I haven't yet read this one. It's part of a handful of Whittington's historical romances from the late 70s and early 80s that I've picked up in the past few months. I'll probably get around to reading it at some point. I'm such a big fan of his noir novels that I'd like to see his approach to writing in the Romance genre. He also wrote a handful of "nurse romances" under the name Harriet Kathryn Myers. Also some sweet vintage sleaze paperbacks that I wouldn't mind finding.

This one, like many of his novels, takes place in Florida, "the pirate coves of Spanish Florida" to be precise. Whittington spent years living and writing in the St. Petersburg area of the Florida gulf coast, so he knows the area well. At the very least, judging by the excerpt above, it promises to be a good steamy one!

Monday, May 27, 2013

Some Good-Old Noir - Web of Murder

"You'll never be so lonely as on a highway driving with a corpse in the back seat." - Harry Whittington in Web of Murder

Black Lizard Books, 1987

Harry Whittington, along with Gil Brewer, is one of my top favorite original paperback writers from fifties and sixties, and Web of Murder is a good example why. Out of the dozen-plus novels I've read by Whittington it's one of the best. It's a simple story of lust and murder, told hundreds of times over the centuries that, from Whittington's typewriter is a tight, taut little masterpiece of noir.

Charley is a lawyer with a semi-successful practice and big plans for himself, beginning with a seat on the bench. He's married to Cora, a stay-at-home wife who has just inherited $500,000 from her father's estate. Unfortunately, Charley is no longer interested in marriage with Cora. He's got his mind on his smoldering secretary, Laura. Laura has lit a torch in Charley that he'd almost forgotten he had after years married to Cora. Only trouble is, Cora refuses to give Charley a divorce. She's made up her mind that she's keeping him. Charley wants Laura and that $500,000 under Cora's throne. How to get rid of Cora and keep the money without the police and the insurance companies sniffing after him and Laura is going to be a problem. But Charley's a smart guy. He's no chump. He's seen plenty of fools try to get away with murder only to get snarled up in their own carelessness. No, Charley's got to be smart, Charley's got to be careful. If he's going to get away with it, he's got to plan everything out, just right, and then he'll have the money, the girl, and everything else with it.
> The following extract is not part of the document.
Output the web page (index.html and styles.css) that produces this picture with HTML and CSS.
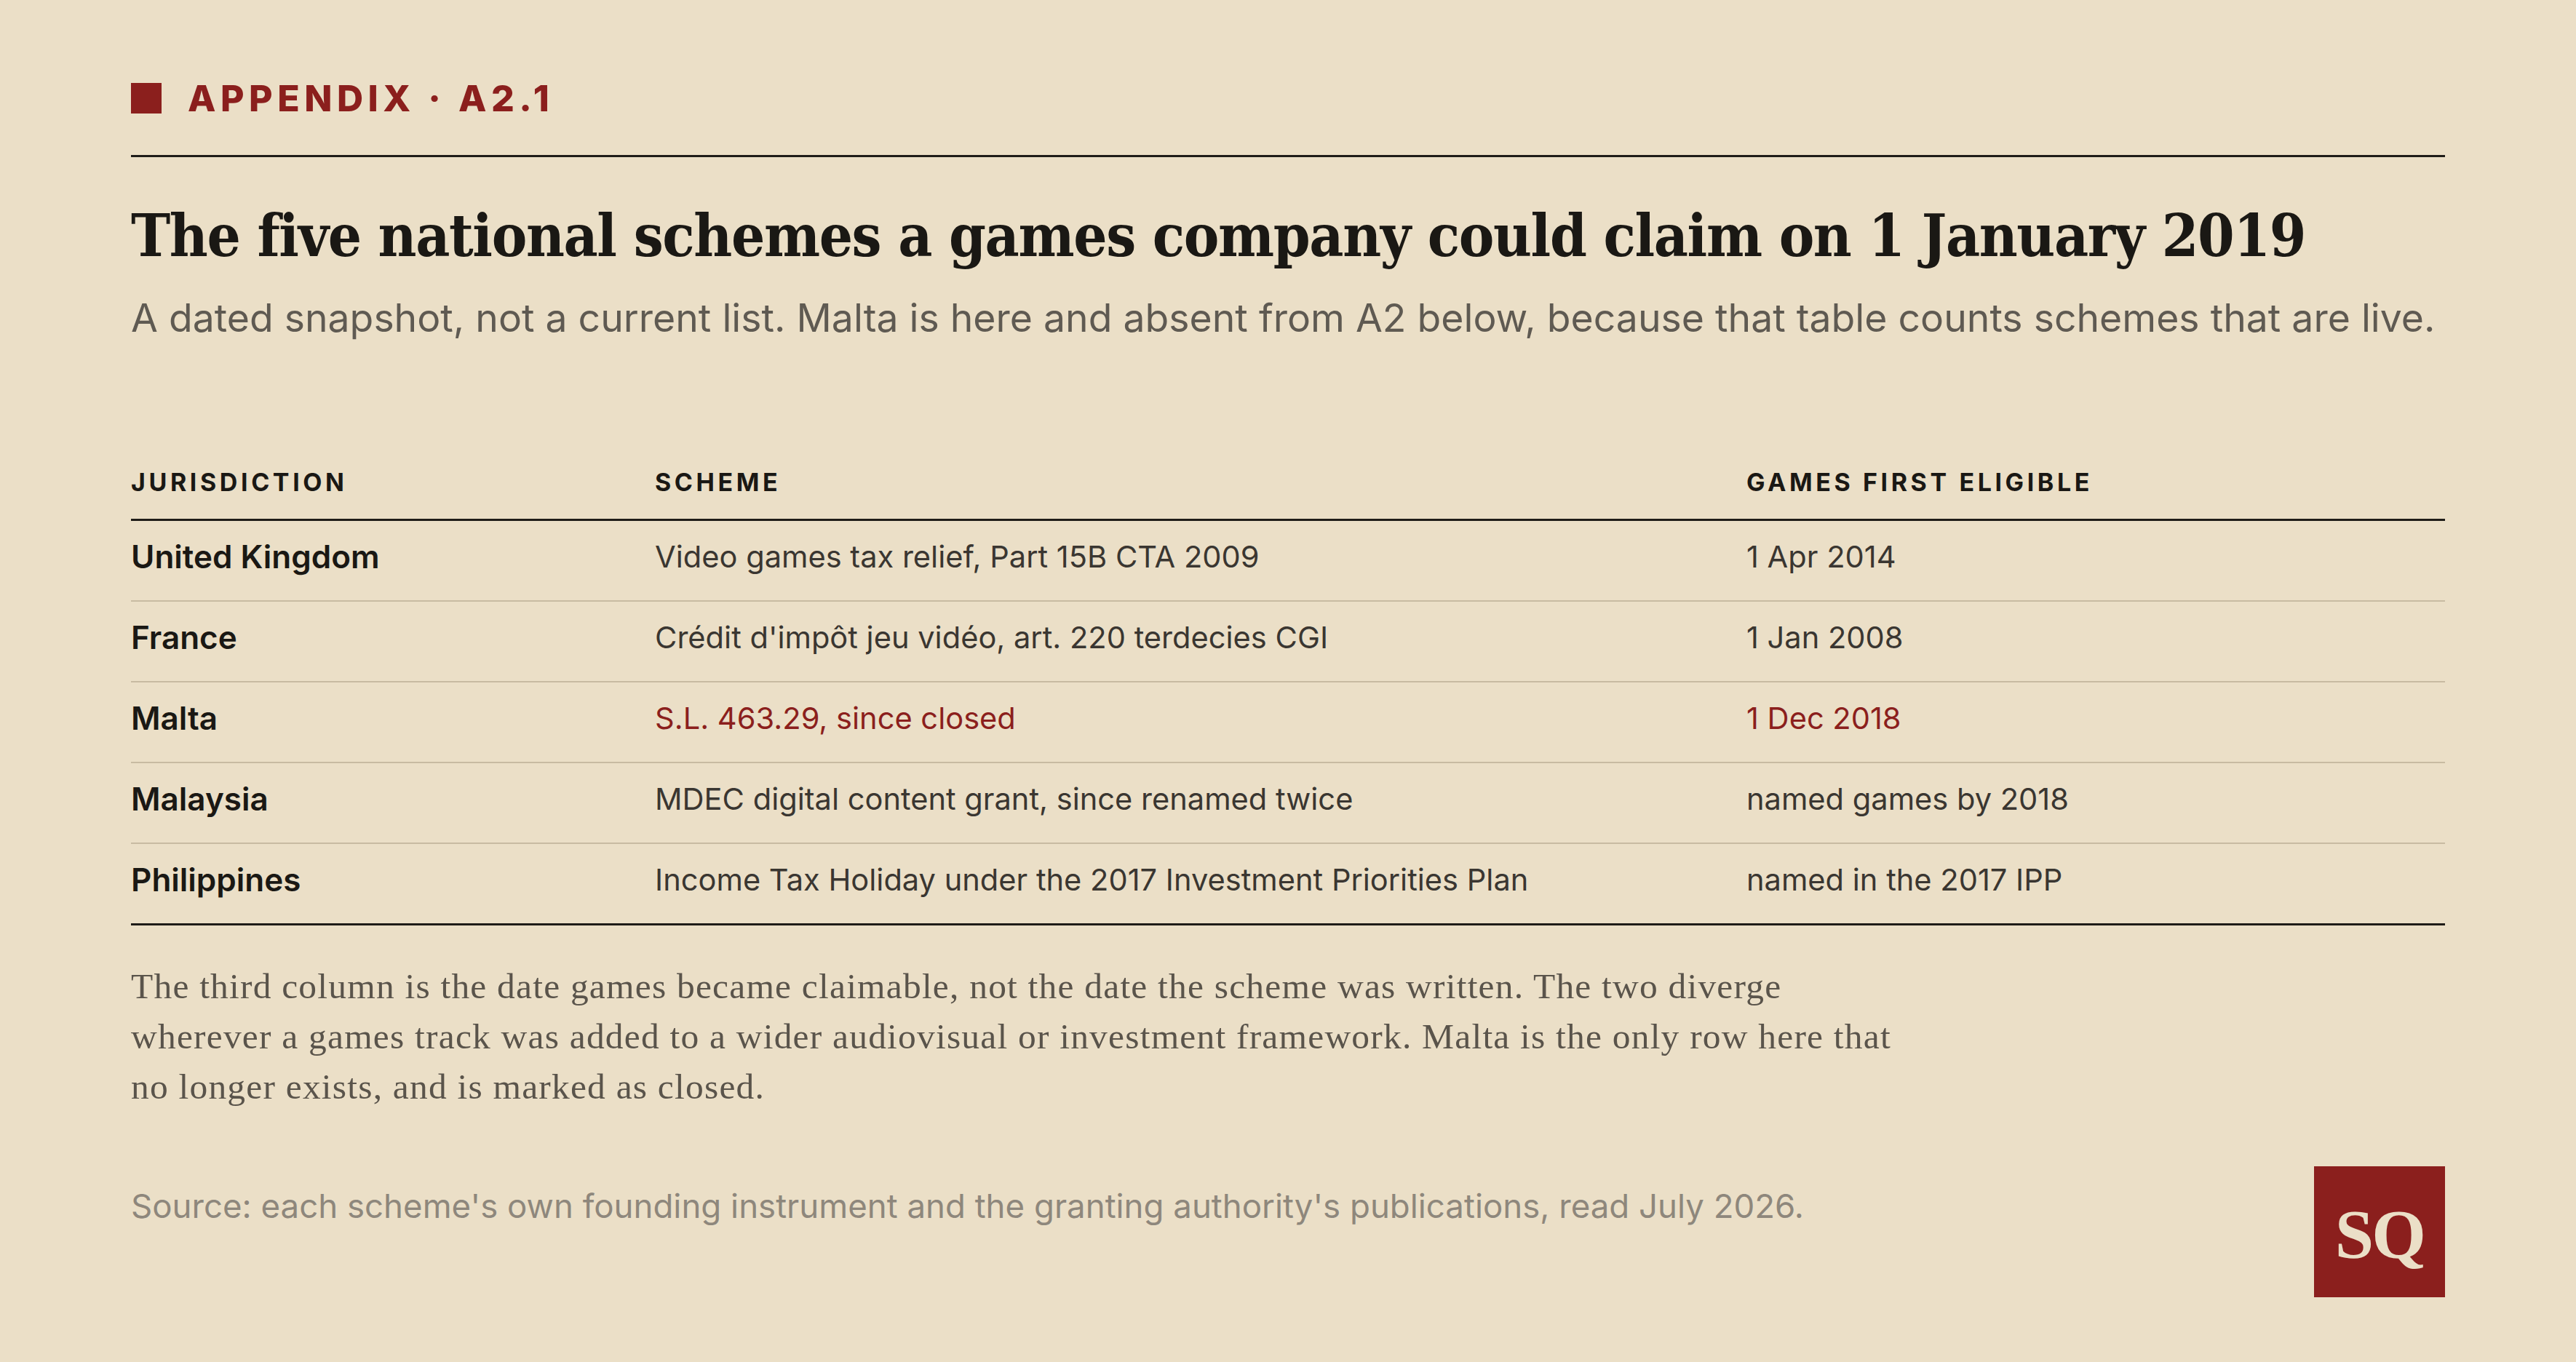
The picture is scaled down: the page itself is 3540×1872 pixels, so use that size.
FILE: index.html
```html
<!DOCTYPE html>
<html lang="en">
<head>
<meta charset="utf-8">
<title>Appendix A2.1</title>
<link rel="stylesheet" href="styles.css">
</head>
<body>
<main class="page">
  <header class="kicker">
    <span class="kicker-mark"></span>
    <span class="kicker-text">APPENDIX · A2.1</span>
  </header>
  <h1 class="title">The five national schemes a games company could claim on 1 January 2019</h1>
  <p class="subtitle">A dated snapshot, not a current list. Malta is here and absent from A2 below, because that table counts schemes that are live.</p>

  <div class="table">
    <div class="row head">
      <div class="cell">JURISDICTION</div>
      <div class="cell">SCHEME</div>
      <div class="cell">GAMES FIRST ELIGIBLE</div>
    </div>
    <div class="row">
      <div class="cell name">United Kingdom</div>
      <div class="cell">Video games tax relief, Part 15B CTA 2009</div>
      <div class="cell">1 Apr 2014</div>
    </div>
    <div class="row">
      <div class="cell name">France</div>
      <div class="cell">Crédit d'impôt jeu vidéo, art. 220 terdecies CGI</div>
      <div class="cell">1 Jan 2008</div>
    </div>
    <div class="row closed">
      <div class="cell name">Malta</div>
      <div class="cell">S.L. 463.29, since closed</div>
      <div class="cell">1 Dec 2018</div>
    </div>
    <div class="row">
      <div class="cell name">Malaysia</div>
      <div class="cell">MDEC digital content grant, since renamed twice</div>
      <div class="cell">named games by 2018</div>
    </div>
    <div class="row last">
      <div class="cell name">Philippines</div>
      <div class="cell">Income Tax Holiday under the 2017 Investment Priorities Plan</div>
      <div class="cell">named in the 2017 IPP</div>
    </div>
  </div>

  <p class="note">The third column is the date games became claimable, not the date the scheme was written. The two diverge<br>wherever a games track was added to a wider audiovisual or investment framework. Malta is the only row here that<br>no longer exists, and is marked as closed.</p>

  <footer class="footer">
    <p class="source">Source: each scheme's own founding instrument and the granting authority's publications, read July 2026.</p>
    <div class="logo">SQ</div>
  </footer>
</main>
</body>
</html>
```

FILE: styles.css
```css
html, body {
  margin: 0;
  padding: 0;
  background: #ebdfc7;
}

.page {
  box-sizing: border-box;
  width: 3540px;
  height: 1872px;
  padding: 114px 180px 0 180px;
  font-family: Inter, "Liberation Sans", sans-serif;
  color: #1a1814;
}

.kicker {
  display: flex;
  align-items: center;
  gap: 36px;
  height: 42px;
  padding-bottom: 57px;
  border-bottom: 3px solid #1f1c18;
}

.kicker-mark {
  width: 42px;
  height: 42px;
  background: #8b1f1d;
  flex: none;
}

.kicker-text {
  font-size: 50px;
  font-weight: 800;
  letter-spacing: 0.13em;
  color: #8b1f1d;
  line-height: 42px;
}

.title {
  margin: 59px 0 0 0;
  font-family: "DejaVu Serif Condensed", "DejaVu Serif", serif;
  font-stretch: condensed;
  font-weight: 700;
  font-size: 81px;
  line-height: 98px;
  letter-spacing: -0.017em;
  color: #1a1814;
}

.subtitle {
  margin: 30px 0 0 0;
  font-size: 53.5px;
  line-height: 68px;
  color: #5f5a52;
}

.table {
  margin-top: 171px;
}

.row {
  display: grid;
  grid-template-columns: 720px 1500px 1fr;
  border-bottom: 2px solid #c8bba2;
  padding: 20px 0 31px 0;
  font-size: 41.6px;
  line-height: 58px;
  color: #3a3631;
}

.row.head {
  padding: 0 0 30px 0;
  font-size: 34px;
  line-height: 41px;
  font-weight: 700;
  letter-spacing: 0.135em;
  color: #1a1814;
  border-bottom: 3px solid #1f1c18;
}

.row.last {
  border-bottom: 3px solid #1f1c18;
}

.cell.name {
  font-size: 44px;
  font-weight: 600;
  color: #1a1814;
}

.row.closed .cell {
  color: #8b1f1d;
}

.row.closed .cell.name {
  color: #1a1814;
}

.note {
  margin: 49px 0 0 0;
  max-width: 2800px;
  font-family: "Liberation Serif", serif;
  font-size: 49.5px;
  letter-spacing: 1.2px;
  line-height: 69px;
  color: #5a544b;
}

.footer {
  display: flex;
  justify-content: space-between;
  align-items: flex-start;
  margin-top: 75px;
}

.source {
  margin: 26px 0 0 0;
  font-size: 45.6px;
  line-height: 58px;
  color: #8e877c;
}

.logo {
  width: 180px;
  height: 180px;
  flex: none;
  background: #8b1f1d;
  color: #ebdfc7;
  display: flex;
  align-items: center;
  justify-content: center;
  font-family: "Liberation Serif", serif;
  font-weight: 700;
  font-size: 96px;
  letter-spacing: -0.03em;
  padding-top: 6px;
  box-sizing: border-box;
}
```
Of course we all know in stories like this, that things aren't going to play out for Charley like he'd hoped. For one thing, there's Victoria, a wealthy socialite who, through Charley's help, shucked her ex-husband while earning herself a nice payoff in the process. Now Victoria would like to have Charley warming her bed for longer than just a weekend. There's also Frank Vanness, a dogged cop who insists that no one gets away with murder as long as he's on the case. And Laura, who says she loves Charley, but is beginning to have second thoughts on this whole murder thing, unless Charley hurries up with it. And finally there is Lou Recsetti, a slimy character who keeps popping up where ever Laura goes, like a bad thought.

The plot spins and the web tightens, things fall apart and violence erupts. You know, just another week in suburbia.

This novel was originally published in 1958 by Gold Medal, but it's been reprinted several times since. If you like this kind of thing, then I would make it a point to find a copy. Unlike Charley, you won't regret it.

Wednesday, April 24, 2013

Hangrope Town

One of my all time favorite hardboiled writers is Harry Whittington. Now here was a guy who wrote like his chair was on fire, churning out dozens and dozens of novels in various genres and under various pseudonyms. I'd imagine that most people today would know him for his noir thrillers; books like Web of Murder, Backwoods Tramp, Fires That Destroy to name a few that have been reprinted thanks to Black Lizard Books. He also wrote westerns, historical romances, nurse novels, TV Tie-ins, and good old-fashioned sleaze. Western fans of the Longarm Series by Tabor Evans may have some of Whittington's novels. Currently Stark House Press is releasing some of his thrillers in nice two-for-one and three-for-one editions.

Ballantine Books
Hangrope Town, from 1964 is a short, fast western about a convicted prisoner returning to Sage Wells, the town that sent him away after serving a five-year sentence. Welker Haines is the bad hombre in question. Welker has spent the last five years in the pen at La Paz for the murder of Kel McLoomis. Kel was the son of the local bigshot George McLoomis, a man who kicks a lot of dust in the territory around Sage Wells. Curt Brannon is the Marshall, who doesn't let anyone, including the reader, forget he earns $40 a month and still wears the same old trail-beaten boots he rode in on. Welker hasn't been content to just serve his time quietly. He's been sending death threats to the various leaders around Sage Wells, letting them know that once he's out, they're nothing but buzzard bait. Not only that, he's been courting Ruby McLoomis from behind bars. Ruby is George McLoomis's hot and wild young daughter, with no more sense then a flea when it comes to picking men. Ruby is also Marshall Brannon's girl. At least that what Brannon thought until Welker returns. The whole town is ready to lynch Welker Haines on sight, particularly George McLoomis and his cowhands. Unfortunately, Brannon's job is to uphold the law, which means there will be no vigilante style lynching under his watch. Before you know it, a corpse turns up with Welker's knife in its back. It's a hell of thing to deal with, and Brannon getting squeezed from all sides. Something has got to give, and when it does, lead's going to fly.

If there is one thing Whittington knows how to do it's plotting a yarn. There are some twists and surprises involved, and just enough doubts to wonder if Haines is truly the evil S.O.B everyone says he is, or just a victim of local prejudices. It's a quick enjoyable weekend read. Just like everything else I've read by Harry Whittington.